BEAMSとスペースシャワーTVによる映像プログラム「PLAN B」。現在発売中のEYESCREAM No.174では、昨年10月からの総集編として、EPISTROPHより荒田洸(WONK)とPitch Odd Mansionの國枝真太郎による対談、東郷清丸のインタビューに加え、CHAIが欧州5カ国を跨いだ海外ツアー「CHAI ENGLAND TOUR」のレポートを掲載中だ。スペシャルダイジェストとして、WEBでもその一部をお届けしよう。
EPISTROPH × Shintaro Kunieda
“あえて「普通の絵」の重要性を表現した”
ー荒田さんと國枝さんの出会いを教えてください。
國枝真太郎(以下、國枝):solfaとかで遊んでる時とかじゃない?
荒田洸(以下、荒田):当時はみんなイベントを打ちまくってたからね。林さんの〈ALL GREEN LABEL〉っていうHIPHOPのレーベルは毎週のようにパーティやってたし、〈Pitch Odd Mansion〉(※國枝が主宰するクリエイター集団)もよくやってたでしょ。
國枝:僕の場合、遊びの中で出会って、一緒に何かしようっていう展開になることが多いしね。荒田はいつもいきなりオファーしてくるんですよ。突然「いけます?」って(笑)。
ー今回はなぜ國枝監督に頼もうと思ったのですか?
荒田:EPISTROPHと聞くとWONKのレーベルというイメージが強いと思うんですけど、それだけじゃない。今回はWONKだけじゃないという側面、所属するメンバーのことをしっかりと伝えたくて、それなら國枝監督しかいないなと。國枝さんは人を撮る天才なんで。
ー映像内では、EPISTROPHのメンバーでのコラボ楽曲を聴くことができますね。どんなプロセスで制作したのですか?

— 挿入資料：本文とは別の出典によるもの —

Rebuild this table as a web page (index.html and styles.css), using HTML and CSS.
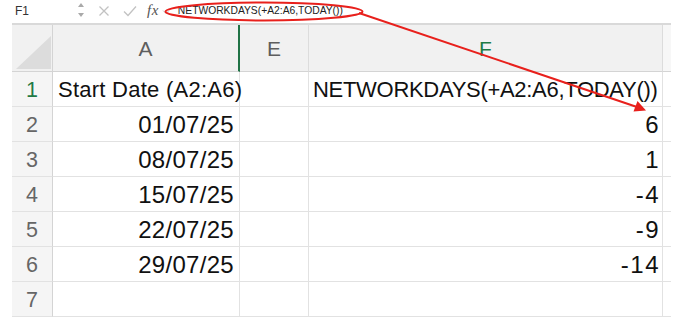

國枝:そんなに広まってないけど、ものすごい豪華だよね。
荒田:本当に(笑)。関西のビートメーカーのdhrma、Phennel Koliander、Ballheadで作ってもらった曲が2話目に、東京勢のWONK、MELRAW、kiki vivi lily、Sweet Williamで作った曲が4話目にかかっています。手順としては、まず文武(WONK/Key)が作ったピアノの素材をウィル君(Sweet William)に料理してもらって、1つのビートを作ります。そこにWONK、MELRAWが演奏して構成や展開を変えて基礎が完成する。さらにその音に長塚(WONK/Vo)とkiki vivi lilyがボーカルを乗せて、最後にもう一度ウィル君に送って仕上げてもらう、っていう手はずだったんですが、これがめちゃくちゃ大変で…。
國枝:ハンパなくカツカツだったよね。
荒田:ディレクターやプロデューサーってポジションは大切ですね。今回の件でよく分かりました。それまでは彼らが何をしているかあまり分かっていなかったけど、彼らが全員の特徴、強みや弱みを把握して前に進めていかないと何も回らないんだなって痛感しました。
ー國枝さんは、映像を作る上でどんなことを意識しましたか?
國枝:PLAN Bで発表されている他の作品と差別化するために、しっかりとした画で撮りました。表現の面白さを求められるプロジェクトの中で、あえて「普通の絵」の重要性を表現しようと。映像として尖った部分はないけど、なめらかな流れを際立たせようとしたんです。極端な表現をしなくても、それはそれでいいんだと伝えたかった。
荒田:そもそも真ちゃんだからこそ、みんな素が見せられたしね。WONKにしても、あんなふざけて撮ったことないです。
國枝:僕にとって映像は、誰かの作品の手助け。その人の好き嫌いを理解して、出来るだけ寄り添うことが大事だと思っています。特にコラボレーションの場合はアーティスト間の関係性や、彼らがやりたいこと、やりたくないことがある。ただ寄り添う中でも大事なのは、相手の意向を踏まえつつも、自分のやりたいことをやること。折衷案にするという意味ではなく。
ー普段の遊びから生まれた仕事の関係性だから、寄り添う力が鍛えられているのかもしれませんね。最後に2020年にやりたいことを教えてください。
國枝:表現についてもっと自由により自分と対峙仕立て行きたい。いろんな選択肢として音楽や映像とか色々な道があるけどそうゆう細々とした道のもっと根の部分の表現っていうのにとりあえず今年は向き合って行きたいなっと。
荒田:個人的には、今後も服やイベントを通してEPISTROPHを押し出していくプロジェクトをもっとやっていきたいです。特にイベントは「EPISTROPHのイベントだけどWONKは出ない」って形をやってみたいかな。